== Raw data ==

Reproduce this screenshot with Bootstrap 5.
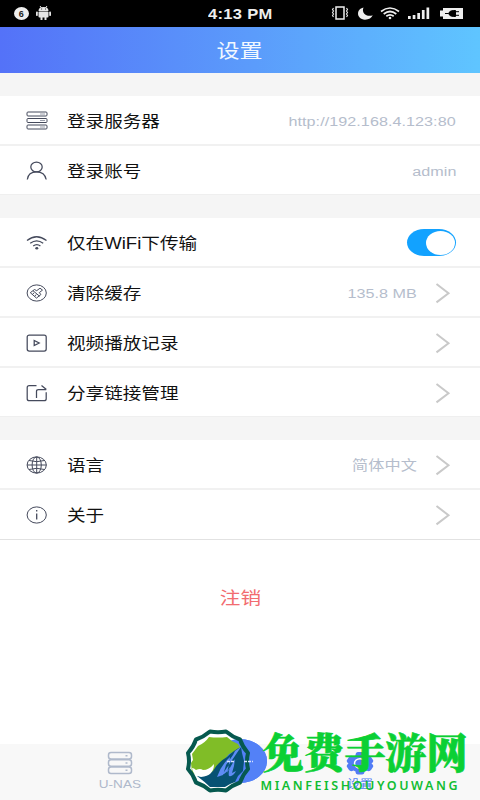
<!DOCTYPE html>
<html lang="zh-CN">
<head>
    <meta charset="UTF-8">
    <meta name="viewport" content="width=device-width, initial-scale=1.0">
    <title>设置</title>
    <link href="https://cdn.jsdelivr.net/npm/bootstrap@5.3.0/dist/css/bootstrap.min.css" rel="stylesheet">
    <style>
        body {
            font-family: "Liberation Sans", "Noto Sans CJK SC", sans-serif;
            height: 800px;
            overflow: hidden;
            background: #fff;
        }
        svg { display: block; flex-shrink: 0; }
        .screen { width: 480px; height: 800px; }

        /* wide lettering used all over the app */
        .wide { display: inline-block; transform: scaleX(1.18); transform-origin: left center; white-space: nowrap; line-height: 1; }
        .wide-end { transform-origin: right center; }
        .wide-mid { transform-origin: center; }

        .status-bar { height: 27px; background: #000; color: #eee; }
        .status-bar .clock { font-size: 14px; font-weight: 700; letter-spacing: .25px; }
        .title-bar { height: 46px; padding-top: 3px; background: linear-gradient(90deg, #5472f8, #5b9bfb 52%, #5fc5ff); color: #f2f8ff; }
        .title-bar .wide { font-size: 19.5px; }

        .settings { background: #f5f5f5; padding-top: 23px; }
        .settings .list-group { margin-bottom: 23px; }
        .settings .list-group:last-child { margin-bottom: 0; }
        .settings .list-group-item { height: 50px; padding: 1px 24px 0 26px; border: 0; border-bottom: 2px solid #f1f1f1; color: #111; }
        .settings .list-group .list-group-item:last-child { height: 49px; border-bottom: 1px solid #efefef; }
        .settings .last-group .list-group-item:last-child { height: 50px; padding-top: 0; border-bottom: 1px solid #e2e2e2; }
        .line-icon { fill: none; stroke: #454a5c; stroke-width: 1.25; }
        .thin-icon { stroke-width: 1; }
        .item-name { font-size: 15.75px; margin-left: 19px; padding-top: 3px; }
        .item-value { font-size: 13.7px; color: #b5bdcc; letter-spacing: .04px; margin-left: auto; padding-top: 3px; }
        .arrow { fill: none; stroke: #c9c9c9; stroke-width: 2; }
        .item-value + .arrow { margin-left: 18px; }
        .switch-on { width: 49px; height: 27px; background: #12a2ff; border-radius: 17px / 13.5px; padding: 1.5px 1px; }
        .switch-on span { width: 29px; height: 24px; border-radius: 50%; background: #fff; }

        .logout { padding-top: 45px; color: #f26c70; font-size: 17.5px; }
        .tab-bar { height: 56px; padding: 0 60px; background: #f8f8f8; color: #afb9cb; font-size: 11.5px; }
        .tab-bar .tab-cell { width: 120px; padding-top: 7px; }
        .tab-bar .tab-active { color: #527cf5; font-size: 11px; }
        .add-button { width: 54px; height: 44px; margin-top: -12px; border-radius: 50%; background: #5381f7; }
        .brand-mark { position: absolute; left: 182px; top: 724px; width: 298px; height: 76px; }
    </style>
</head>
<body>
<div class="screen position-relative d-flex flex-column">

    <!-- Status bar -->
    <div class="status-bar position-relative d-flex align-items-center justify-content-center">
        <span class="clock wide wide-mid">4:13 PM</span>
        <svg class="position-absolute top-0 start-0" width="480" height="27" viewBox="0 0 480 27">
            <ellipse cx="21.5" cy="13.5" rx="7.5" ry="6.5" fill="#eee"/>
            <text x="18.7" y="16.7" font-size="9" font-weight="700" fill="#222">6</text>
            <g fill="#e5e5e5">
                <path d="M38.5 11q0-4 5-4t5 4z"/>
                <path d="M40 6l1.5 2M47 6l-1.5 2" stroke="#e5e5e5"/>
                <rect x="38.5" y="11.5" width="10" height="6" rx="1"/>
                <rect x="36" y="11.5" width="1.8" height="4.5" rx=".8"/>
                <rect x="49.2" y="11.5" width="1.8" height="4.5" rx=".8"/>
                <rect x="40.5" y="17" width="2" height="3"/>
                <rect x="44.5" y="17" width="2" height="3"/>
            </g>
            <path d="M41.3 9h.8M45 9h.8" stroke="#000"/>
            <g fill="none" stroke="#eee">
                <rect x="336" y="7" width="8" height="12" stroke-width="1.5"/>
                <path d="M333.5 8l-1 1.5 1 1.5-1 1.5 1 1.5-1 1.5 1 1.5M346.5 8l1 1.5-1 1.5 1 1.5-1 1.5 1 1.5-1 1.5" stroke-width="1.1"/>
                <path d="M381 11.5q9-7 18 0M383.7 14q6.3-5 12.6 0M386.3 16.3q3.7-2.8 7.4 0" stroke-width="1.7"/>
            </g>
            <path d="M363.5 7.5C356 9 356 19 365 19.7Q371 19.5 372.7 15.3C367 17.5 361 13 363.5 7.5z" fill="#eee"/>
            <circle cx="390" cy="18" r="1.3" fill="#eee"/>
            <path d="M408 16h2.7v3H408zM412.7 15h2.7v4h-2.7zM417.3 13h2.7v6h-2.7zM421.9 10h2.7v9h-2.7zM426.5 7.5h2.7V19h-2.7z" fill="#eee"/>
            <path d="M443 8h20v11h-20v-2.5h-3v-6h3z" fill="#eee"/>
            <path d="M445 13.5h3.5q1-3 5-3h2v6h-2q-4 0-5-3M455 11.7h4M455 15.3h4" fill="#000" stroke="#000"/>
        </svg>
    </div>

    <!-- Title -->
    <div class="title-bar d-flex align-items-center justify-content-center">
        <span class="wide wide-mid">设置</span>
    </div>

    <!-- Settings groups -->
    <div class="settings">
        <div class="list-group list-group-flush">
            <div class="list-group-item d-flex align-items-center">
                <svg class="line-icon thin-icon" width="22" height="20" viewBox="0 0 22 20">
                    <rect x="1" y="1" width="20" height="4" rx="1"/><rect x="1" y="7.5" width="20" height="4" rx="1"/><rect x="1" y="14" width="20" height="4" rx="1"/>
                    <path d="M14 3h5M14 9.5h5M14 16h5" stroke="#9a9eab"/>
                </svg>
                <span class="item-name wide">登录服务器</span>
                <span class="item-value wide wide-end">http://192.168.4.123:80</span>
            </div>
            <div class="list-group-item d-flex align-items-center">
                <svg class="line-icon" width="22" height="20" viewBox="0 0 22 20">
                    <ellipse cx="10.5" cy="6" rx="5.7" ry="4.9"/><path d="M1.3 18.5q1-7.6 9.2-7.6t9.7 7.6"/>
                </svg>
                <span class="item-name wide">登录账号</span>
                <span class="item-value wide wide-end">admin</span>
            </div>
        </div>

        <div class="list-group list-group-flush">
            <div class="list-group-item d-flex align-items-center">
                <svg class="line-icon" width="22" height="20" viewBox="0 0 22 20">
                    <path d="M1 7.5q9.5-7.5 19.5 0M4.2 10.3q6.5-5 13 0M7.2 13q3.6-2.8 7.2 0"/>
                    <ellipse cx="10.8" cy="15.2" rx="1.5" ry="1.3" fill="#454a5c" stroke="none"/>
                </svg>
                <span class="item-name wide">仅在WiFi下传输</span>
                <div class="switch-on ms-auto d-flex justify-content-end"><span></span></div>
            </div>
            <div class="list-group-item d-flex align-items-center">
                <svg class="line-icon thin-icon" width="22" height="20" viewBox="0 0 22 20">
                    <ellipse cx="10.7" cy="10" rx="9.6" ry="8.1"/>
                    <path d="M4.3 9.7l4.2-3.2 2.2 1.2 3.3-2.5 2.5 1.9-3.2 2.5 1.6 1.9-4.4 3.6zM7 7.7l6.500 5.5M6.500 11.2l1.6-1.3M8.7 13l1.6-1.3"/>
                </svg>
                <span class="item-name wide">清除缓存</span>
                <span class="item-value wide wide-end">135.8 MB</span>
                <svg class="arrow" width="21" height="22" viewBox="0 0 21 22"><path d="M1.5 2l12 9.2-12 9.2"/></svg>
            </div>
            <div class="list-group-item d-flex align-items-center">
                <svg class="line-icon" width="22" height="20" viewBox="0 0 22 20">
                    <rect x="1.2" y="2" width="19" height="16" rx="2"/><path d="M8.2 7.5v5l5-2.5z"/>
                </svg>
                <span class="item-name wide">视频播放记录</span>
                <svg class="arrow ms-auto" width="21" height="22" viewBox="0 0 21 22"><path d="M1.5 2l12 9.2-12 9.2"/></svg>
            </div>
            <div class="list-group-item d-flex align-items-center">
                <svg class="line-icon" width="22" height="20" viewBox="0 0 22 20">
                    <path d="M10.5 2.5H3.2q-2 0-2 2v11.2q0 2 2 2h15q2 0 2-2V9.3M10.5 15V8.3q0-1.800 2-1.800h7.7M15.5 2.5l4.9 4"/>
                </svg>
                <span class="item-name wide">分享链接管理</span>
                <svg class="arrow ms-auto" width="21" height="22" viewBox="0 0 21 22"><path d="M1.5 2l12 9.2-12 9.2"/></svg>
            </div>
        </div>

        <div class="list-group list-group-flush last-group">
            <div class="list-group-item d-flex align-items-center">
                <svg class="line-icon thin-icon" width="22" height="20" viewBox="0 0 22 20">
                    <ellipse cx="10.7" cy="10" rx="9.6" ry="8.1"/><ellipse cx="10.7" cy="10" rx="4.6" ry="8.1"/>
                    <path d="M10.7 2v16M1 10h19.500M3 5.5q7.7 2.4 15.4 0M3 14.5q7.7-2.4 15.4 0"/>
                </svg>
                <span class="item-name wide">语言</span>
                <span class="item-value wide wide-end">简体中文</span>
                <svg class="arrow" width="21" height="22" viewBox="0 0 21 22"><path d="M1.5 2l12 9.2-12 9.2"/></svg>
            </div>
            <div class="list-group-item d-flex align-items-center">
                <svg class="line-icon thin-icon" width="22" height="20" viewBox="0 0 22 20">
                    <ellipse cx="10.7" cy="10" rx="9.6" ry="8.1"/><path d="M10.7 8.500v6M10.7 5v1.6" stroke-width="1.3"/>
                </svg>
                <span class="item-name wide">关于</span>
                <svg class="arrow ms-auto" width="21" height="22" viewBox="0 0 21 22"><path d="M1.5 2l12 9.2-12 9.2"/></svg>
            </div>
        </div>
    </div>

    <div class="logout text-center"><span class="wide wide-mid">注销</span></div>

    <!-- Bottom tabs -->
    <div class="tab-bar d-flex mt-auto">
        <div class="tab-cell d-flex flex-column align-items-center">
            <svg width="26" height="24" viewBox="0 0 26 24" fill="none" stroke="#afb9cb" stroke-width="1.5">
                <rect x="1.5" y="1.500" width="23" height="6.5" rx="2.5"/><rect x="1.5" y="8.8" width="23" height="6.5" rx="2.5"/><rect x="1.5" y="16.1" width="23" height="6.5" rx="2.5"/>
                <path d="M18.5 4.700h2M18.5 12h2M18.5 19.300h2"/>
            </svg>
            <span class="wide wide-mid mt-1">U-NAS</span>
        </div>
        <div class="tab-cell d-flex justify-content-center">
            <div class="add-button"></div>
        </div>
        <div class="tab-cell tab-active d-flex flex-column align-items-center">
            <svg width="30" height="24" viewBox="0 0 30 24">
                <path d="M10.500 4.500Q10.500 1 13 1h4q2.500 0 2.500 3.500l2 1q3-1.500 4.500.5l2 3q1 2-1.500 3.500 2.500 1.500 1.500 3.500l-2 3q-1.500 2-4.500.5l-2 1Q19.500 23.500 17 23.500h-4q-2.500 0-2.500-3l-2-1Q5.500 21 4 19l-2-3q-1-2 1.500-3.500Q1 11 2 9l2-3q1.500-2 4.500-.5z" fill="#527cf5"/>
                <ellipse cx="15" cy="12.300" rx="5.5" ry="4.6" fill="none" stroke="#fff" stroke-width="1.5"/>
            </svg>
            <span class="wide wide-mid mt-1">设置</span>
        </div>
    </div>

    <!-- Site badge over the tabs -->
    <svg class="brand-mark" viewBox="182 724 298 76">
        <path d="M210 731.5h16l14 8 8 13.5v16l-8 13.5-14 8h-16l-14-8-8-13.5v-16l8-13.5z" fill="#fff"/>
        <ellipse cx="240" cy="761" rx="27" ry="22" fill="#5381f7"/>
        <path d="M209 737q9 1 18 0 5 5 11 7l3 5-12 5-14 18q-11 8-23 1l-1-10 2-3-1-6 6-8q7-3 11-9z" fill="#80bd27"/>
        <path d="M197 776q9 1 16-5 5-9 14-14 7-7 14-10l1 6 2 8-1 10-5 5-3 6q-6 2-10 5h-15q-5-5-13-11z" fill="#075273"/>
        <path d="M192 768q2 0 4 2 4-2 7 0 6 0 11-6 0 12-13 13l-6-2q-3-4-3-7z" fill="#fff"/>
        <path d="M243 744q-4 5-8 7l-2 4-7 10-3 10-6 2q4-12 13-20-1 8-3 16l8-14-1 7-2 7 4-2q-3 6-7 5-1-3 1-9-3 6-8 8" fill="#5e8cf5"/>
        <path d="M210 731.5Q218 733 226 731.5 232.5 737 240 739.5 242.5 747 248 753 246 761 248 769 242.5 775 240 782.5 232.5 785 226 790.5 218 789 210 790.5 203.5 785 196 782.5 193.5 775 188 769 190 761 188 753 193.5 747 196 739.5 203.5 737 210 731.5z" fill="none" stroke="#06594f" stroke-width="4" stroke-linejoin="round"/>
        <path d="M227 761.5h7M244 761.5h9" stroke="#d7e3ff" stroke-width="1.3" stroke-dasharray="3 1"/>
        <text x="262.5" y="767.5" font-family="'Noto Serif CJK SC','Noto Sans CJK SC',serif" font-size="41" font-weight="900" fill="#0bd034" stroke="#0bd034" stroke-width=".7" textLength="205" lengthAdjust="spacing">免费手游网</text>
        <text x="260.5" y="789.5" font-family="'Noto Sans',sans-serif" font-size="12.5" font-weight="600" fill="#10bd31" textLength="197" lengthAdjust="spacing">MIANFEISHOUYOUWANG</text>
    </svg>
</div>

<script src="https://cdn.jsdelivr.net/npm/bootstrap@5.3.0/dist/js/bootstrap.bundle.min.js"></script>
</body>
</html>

===

_The problem_:
Repeat, exactly and in full, each line from the start of the data to the line that contains "480px; height: 800px;". Pictures do not go in.

_Response for this exercise_:
Reproduce this screenshot with Bootstrap 5.
<!DOCTYPE html>
<html lang="zh-CN">
<head>
    <meta charset="UTF-8">
    <meta name="viewport" content="width=device-width, initial-scale=1.0">
    <title>设置</title>
    <link href="https://cdn.jsdelivr.net/npm/bootstrap@5.3.0/dist/css/bootstrap.min.css" rel="stylesheet">
    <style>
        body {
            font-family: "Liberation Sans", "Noto Sans CJK SC", sans-serif;
            height: 800px;
            overflow: hidden;
            background: #fff;
        }
        svg { display: block; flex-shrink: 0; }
        .screen { width: 480px; height: 800px; }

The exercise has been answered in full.